Retype, exactly as they stand, the lines from the start of the data to the line that contains "string; jobs: string[];", both ends included. Leave the pictures out.

>> BEGIN Recorded data

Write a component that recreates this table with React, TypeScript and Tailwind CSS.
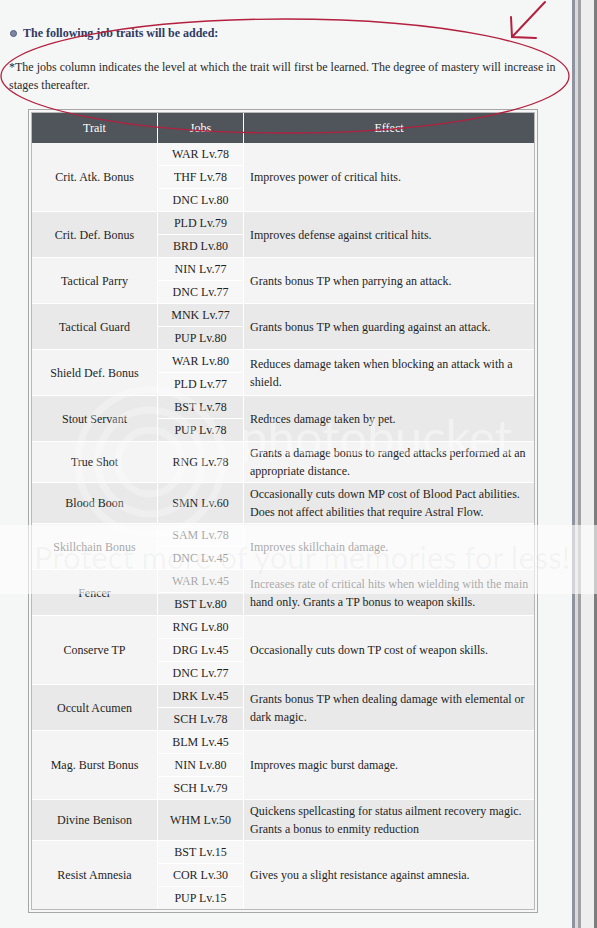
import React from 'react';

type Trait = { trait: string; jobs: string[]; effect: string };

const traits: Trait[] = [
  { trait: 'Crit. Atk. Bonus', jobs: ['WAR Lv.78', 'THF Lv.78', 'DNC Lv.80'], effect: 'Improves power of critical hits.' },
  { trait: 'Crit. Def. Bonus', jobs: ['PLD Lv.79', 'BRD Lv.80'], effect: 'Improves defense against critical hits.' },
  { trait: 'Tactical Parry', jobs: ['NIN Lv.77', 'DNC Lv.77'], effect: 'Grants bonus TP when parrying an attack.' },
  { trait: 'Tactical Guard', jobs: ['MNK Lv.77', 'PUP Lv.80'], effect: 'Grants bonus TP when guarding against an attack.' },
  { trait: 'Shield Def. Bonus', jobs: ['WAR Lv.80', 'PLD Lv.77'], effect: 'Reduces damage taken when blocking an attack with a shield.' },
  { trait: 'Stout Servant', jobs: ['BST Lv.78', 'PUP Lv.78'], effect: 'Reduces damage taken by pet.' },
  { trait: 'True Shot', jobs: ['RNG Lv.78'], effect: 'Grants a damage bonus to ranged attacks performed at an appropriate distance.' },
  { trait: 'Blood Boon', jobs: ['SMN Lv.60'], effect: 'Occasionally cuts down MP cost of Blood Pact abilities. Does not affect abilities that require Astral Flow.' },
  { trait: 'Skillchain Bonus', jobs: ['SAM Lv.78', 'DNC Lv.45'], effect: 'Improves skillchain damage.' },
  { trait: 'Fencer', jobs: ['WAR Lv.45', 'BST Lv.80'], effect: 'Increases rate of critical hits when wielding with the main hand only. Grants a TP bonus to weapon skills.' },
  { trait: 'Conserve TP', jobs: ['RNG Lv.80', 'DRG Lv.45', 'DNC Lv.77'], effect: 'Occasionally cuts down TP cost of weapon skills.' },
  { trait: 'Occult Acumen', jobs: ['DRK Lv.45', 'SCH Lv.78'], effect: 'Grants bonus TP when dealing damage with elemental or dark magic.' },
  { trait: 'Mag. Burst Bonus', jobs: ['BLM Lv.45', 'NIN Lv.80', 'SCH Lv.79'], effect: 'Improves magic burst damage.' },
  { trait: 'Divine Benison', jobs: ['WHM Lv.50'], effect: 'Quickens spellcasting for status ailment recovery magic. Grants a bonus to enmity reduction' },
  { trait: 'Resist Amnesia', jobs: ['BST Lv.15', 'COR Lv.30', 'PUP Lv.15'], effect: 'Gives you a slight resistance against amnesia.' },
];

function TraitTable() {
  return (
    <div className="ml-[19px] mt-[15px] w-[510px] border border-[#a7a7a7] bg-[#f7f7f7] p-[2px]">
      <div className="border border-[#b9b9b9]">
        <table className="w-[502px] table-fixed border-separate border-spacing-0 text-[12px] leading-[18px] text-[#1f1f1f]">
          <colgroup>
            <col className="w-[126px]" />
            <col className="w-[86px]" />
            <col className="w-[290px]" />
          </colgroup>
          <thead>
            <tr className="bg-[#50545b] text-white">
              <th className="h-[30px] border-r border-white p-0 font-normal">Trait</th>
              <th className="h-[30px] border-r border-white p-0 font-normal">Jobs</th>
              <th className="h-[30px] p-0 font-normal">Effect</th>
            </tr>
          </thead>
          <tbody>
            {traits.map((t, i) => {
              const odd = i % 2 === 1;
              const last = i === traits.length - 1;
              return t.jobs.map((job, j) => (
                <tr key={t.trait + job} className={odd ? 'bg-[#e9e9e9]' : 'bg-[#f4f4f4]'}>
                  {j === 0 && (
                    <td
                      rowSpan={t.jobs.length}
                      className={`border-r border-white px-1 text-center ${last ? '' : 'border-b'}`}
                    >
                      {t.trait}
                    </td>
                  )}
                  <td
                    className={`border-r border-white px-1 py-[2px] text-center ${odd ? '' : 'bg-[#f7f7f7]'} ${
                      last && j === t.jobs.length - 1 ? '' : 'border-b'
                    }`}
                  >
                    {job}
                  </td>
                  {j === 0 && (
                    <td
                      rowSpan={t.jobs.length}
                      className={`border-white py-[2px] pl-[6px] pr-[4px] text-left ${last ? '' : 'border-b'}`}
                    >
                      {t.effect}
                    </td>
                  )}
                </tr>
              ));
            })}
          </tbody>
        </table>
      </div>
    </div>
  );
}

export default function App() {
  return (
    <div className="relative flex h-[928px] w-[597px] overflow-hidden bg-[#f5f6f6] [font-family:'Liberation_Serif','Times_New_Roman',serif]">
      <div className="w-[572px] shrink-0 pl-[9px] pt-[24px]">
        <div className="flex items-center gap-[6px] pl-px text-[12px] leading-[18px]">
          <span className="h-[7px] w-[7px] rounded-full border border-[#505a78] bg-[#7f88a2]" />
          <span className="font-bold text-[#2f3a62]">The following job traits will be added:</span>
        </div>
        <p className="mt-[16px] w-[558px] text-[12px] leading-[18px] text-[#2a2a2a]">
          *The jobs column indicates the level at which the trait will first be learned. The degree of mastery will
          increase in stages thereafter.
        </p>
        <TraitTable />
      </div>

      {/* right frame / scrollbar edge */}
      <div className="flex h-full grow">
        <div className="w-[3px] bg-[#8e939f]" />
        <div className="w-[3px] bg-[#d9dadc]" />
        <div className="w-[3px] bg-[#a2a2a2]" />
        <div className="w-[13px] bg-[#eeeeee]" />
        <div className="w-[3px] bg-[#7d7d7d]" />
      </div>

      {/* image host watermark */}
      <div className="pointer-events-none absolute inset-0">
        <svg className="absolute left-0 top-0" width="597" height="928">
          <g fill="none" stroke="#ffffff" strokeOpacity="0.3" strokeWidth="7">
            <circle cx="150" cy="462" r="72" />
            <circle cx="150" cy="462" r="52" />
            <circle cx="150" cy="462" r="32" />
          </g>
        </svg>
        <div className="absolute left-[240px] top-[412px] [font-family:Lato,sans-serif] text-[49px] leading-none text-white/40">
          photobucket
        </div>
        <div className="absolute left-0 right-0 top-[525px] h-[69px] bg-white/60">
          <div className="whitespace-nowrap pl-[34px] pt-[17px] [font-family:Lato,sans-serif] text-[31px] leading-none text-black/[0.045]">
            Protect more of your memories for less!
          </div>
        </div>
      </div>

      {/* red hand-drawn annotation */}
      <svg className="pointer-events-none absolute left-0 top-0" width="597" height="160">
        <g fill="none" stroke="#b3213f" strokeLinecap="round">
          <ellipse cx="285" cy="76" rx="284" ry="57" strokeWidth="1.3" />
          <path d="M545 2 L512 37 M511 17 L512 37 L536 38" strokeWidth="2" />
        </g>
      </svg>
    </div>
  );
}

>> END Recorded data

▸ Full output:
Write a component that recreates this table with React, TypeScript and Tailwind CSS.
import React from 'react';

type Trait = { trait: string; jobs: string[]; effect: string };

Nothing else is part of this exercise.